Statement on FAA Airspace Redesign Proposal

Congressman Engel's five minute statement expressing his strong disapproval of the FAA's flawed airspace redesign proposal (WATCH VIDEO)

Video Transcript:

Mr. ENGEL. Mr. Speaker, the Federal Aviation Administration has come up with a proposal to redesign the airspace around New York, New Jersey and the Pennsylvania area. Despite all the opposition and all the concerns of the people affected, lo and behold, the FAA made no significant changes in their final proposal. Full steam ahead, business as usual, the public be damned.

So I stand today in strong opposition to the FAA proposal to redesign the airspace around New York, New Jersey and Philadelphia. Specifically, their actions surrounding the proposal to route up to 600 airplanes a day over Rockland and Westchester Counties in New York.

The FAA created that proposal with zero input from the people whose lives would be most harmed by this proposal. In fact, even when I brought this up to the FAA in a meeting in my office, it took over a week of urging before they would even agree to attend a public forum that I held in Rockland.

They also conducted this entire process over the course of several years without any kind of adequate notification. My constituents expected better and they deserved better.

Throughout this process, we have seen, time and time again, that the FAA would ignore the opinions and suggestions of myself and anyone else who would be affected by their proposal. Valid suggestions that would improve this proposal were written off without serious consideration.

The FAA is trying to push through a proposal that doesn't make sense, and they are refusing to accept any changes.

But the plan itself is not my only problem. The misleading tactics and the stonewalling by the FAA only add to this issue. Every effort I and my constituents and some of my colleagues have made has been met with bureaucratic resistance while, at the same time, the FAA has laid down strict deadlines for comments and changes.

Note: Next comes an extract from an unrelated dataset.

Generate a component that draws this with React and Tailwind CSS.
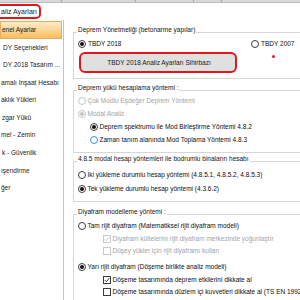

Just as an example, I tried multiple times to get an answer for how loud it would be when an airplane flies over us. This is critical information since overflights will be happening up to 600 times a day. All the FAA would tell me were 24-hour noise averages, which tell me nothing. Noise averages mean nothing to us. A room could be silent for 23 hours and have a 140-decibel rock concert for an hour, and the noise average would be something around a whisper. This is just one example of the FAA providing incomplete or misleading information.

In addition, every document the FAA has sent to my office, from the original proposal to the record of decision, has been extremely complicated and vague. I've been living in New York my entire life, and I was unable to interpret the maps of where the planes would be flying over my district. If my staff and I, who are knowledgeable about the region, are unable to decipher the maps, how is the general public supposed to know where the airplanes will be flying over their homes? The answer is that they will not, and that's just what the FAA wants.

It would be easy for the FAA to publish good maps of the area. They could use maps that are labeled with names of cities, streets and bodies of water. They could draw lines of these maps signaling precisely where the planes would be flying and at what altitude, but they chose not to do so. They chose instead to provide strangely colored maps with very few labels, so it was nearly impossible to figure out where the planes would be routed. It is this type of complex and misleading information that makes me and my constituents distrust the FAA.

And finally, let me say the agency has deliberately manipulated information that it is giving out to be public. For example, my office sent in over 25 pages of comments from over 60 constituents. We also sent in a petition signed by nearly 100 local residents, and finally, we sent 237 pages of a transcript from a public town hall meeting held in Rockland, which was attended by well over 1,000 people. Dozens of people spoke, not one of whom supported the plan. But the spokesperson for the FAA was quoted in the newspaper claiming they had only received five comments from affected people. Five. This is dishonest. This is unacceptable from an agency that is supposed to represent all of the people in the country.

Mr. Speaker, when the Transportation-HUD appropriations bill came to the House for a vote, I strongly supported an amendment to eliminate funding for this airspace redesign proposal. I did this, not only to express my dislike for the proposal, but also to send a message to the FAA that they cannot treat Americans this way.

And finally, to my colleagues, this may only right now concern the northeast corridor, but if the FAA can get away with running roughshod over Members of Congress, over constituents, over Americans, they can do it in any region of the country. We need to fight this. This is wrong. If it can happen in the northeast, it will happen all over America. We must fight this plan.